Each tautomer set contains a name: designator and a number of tautomer structures. The name: designator is followed by a space and a contiguous non-blank label to identify the class of tautomers described by the set. The label provided does not affect processing. In the examples below, there are three tautomeric sets: single-sided_enol-ket, double-sided_enol-ket, and imidazole.

The tautomer structure describes the properties of one tautomeric form. There are three designators that may be used within a tautomer structure: name:, probability:, and pattern:.

The name: designator provides a label for the tautomer but does not otherwise affect processing.
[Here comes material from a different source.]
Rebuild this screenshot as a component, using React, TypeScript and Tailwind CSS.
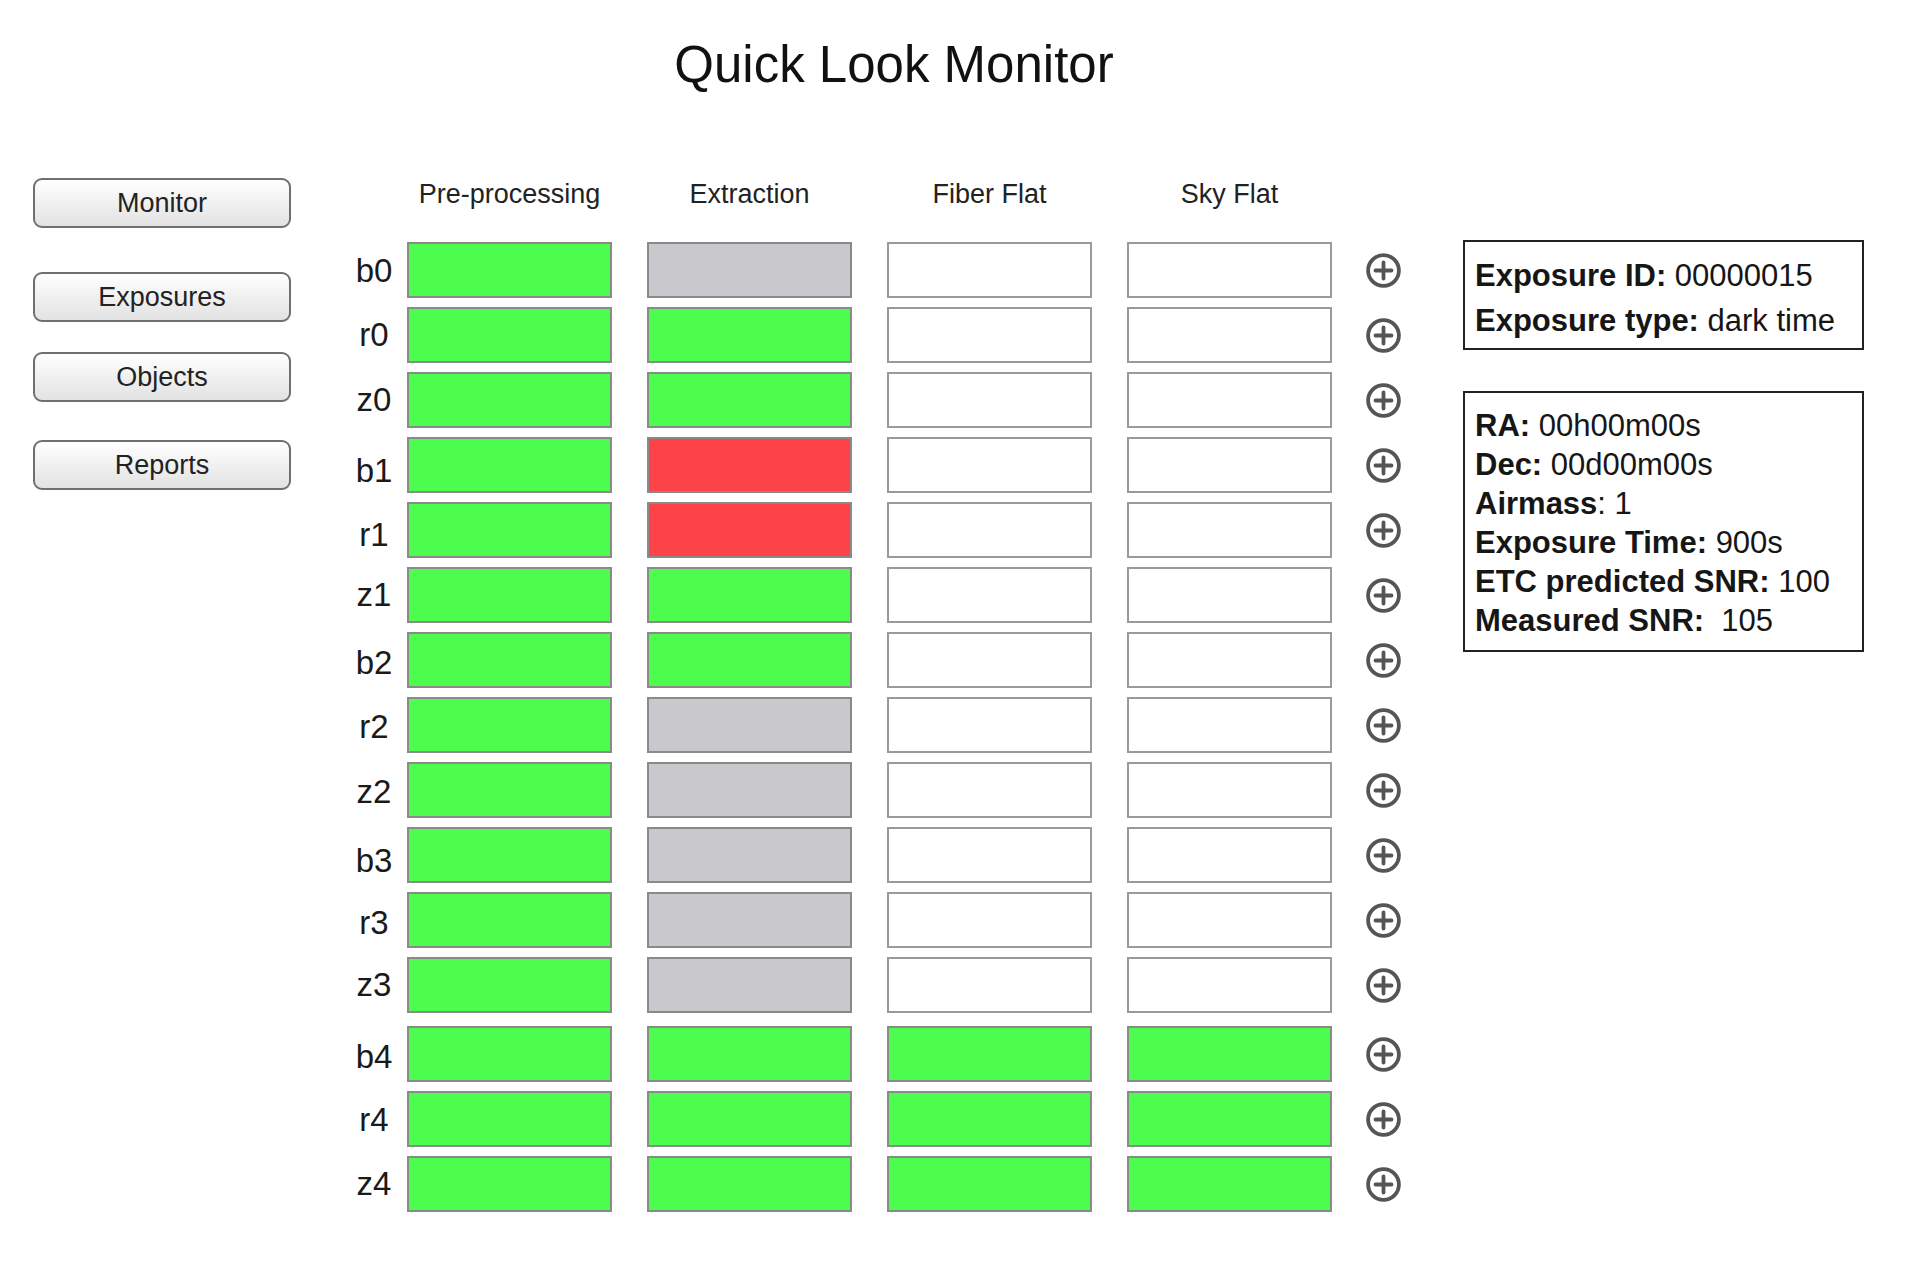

The probability: designator is used to assign a probability or fractional population of this tautomer within this tautomeric set. In many cases, reliable information on the probability of various tautomeric forms is not available and the values entered in the database are simply educated guesses.

The pattern: designator is followed by a contiguous SMARTS-like pattern. A difference between this pattern and a normal SMARTS pattern is that explicit single “–” and double “=” bond designators are used to make the corresponding Lewis structures clear. In addition, these patterns may include references to previously defined groups via the $group_name mechanism. Information on SMARTS patterns is provided on the web page: http://www.daylight.com/learn. The SMARTS-like pattern is used to detect the corresponding groups of molecules in the input structures and to permit the tautomerization facility to understand how the bonding patterns (Lewis structures) differ between tautomers so that they may be interconverted. For heavy atoms that are expected to carry a formal charge it is advisable to include the charge in the SMARTS pattern. To ensure that the SMARTS patterns are properly interpreted by Epik Classic, the following restrictions must be applied:

The SMARTS patterns for all tautomers within a tautomer set include the same list of non-hydrogen atoms in the same order.
All SMARTS patterns must explicitly designate the hydrogens that shift positions in any tautomer within a tautomer set with a -[#1] pattern.
All SMARTS patterns within a tautomer set must contain the same number of explicitly designated mobile hydrogen atoms.
In both non-aromatic and aromatic portions of the SMARTS pattern, bond orders that change between single and double in any tautomer must be explicitly specified in the SMARTS patterns for all tautomers in a tautomer set.
In portions of molecules that must be represented by aromatic atom types (e.g., c and n), only changes in the bond orders of bonds involving n atoms in the corresponding Lewis structures are supported. If such a bond changes order in any tautomer in a tautomer set, it must be represented as ‘:’ in all the tautomers. See the guanosine tautomer set in the example above.
Recursive SMARTS patterns are not supported.
SMARTS patterns within the same tautomer set must all specify the same overall formal charge.

The database provided with this release contains templates for keto-enol tautomers and their sulfur analogues, imine-enamine tautomers, histidine-like tautomers, tautomers of DNA and RNA bases, and a large number of common heteroaromatic rings containing C, S, O, and N.